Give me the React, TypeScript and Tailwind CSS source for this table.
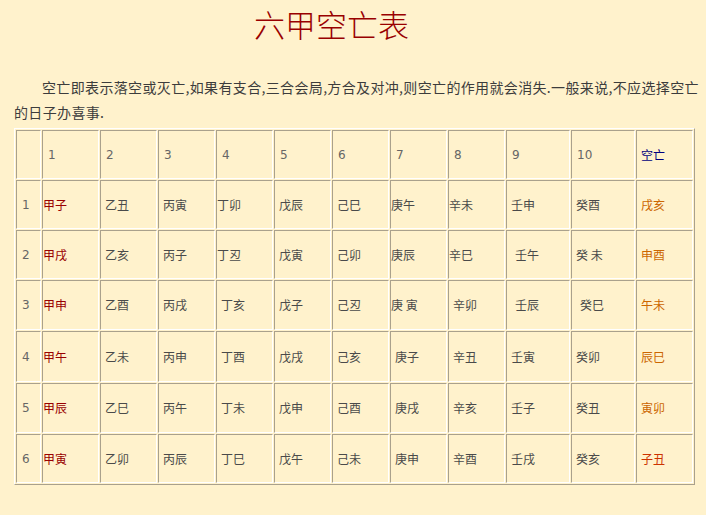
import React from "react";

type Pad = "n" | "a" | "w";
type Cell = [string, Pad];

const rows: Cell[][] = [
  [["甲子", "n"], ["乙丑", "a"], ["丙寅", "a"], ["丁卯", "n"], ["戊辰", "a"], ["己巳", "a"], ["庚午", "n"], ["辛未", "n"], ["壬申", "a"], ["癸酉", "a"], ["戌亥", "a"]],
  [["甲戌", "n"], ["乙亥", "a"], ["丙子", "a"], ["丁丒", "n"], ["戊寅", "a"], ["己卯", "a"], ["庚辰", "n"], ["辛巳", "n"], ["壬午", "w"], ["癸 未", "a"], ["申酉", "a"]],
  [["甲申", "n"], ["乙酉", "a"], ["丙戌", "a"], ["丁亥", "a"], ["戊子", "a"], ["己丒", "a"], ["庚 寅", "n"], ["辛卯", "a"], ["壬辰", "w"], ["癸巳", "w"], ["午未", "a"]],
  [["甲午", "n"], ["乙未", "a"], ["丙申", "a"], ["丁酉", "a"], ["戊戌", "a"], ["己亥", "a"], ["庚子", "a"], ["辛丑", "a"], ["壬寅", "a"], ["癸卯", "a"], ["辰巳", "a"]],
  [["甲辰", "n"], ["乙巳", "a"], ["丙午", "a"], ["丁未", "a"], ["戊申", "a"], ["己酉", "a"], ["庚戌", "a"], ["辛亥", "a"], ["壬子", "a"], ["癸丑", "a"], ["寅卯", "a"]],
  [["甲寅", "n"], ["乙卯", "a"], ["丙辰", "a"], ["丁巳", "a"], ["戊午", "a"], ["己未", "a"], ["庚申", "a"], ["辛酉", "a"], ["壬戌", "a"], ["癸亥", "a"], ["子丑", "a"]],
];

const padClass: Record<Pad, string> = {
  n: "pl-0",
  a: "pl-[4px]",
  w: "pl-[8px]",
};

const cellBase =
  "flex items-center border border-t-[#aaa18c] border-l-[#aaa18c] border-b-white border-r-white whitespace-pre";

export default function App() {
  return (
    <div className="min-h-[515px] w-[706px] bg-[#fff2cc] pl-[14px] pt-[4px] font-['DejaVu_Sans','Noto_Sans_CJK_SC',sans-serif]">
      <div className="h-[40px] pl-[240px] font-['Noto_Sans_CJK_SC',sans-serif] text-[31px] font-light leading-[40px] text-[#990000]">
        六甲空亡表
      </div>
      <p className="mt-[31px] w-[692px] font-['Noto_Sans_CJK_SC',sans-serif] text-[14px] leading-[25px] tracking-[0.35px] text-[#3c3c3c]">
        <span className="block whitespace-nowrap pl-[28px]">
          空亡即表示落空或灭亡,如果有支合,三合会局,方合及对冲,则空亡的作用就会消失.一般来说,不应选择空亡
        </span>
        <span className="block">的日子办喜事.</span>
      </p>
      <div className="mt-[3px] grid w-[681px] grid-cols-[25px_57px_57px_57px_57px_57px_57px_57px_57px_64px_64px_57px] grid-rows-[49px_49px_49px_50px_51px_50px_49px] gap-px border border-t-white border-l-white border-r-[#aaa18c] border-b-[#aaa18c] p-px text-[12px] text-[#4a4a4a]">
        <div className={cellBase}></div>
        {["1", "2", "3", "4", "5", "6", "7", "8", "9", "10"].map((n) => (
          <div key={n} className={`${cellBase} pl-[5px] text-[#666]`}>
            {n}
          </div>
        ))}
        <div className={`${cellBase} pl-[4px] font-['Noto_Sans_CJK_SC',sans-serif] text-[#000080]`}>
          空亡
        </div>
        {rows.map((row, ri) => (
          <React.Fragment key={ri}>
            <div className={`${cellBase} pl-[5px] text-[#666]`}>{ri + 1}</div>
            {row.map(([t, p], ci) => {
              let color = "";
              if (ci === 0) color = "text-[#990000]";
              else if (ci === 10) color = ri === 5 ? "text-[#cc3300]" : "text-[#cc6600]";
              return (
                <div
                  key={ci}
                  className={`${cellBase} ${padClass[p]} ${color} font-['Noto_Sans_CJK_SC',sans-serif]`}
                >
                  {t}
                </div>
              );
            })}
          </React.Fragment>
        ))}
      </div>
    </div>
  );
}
====================
Required task:
Write out each line of the listing above, exactly, from its first line to the line holding "type Cell = [string, Pad];", inclusive. Skip the pictures.

Answer to the problem:
Give me the React, TypeScript and Tailwind CSS source for this table.
import React from "react";

type Pad = "n" | "a" | "w";
type Cell = [string, Pad];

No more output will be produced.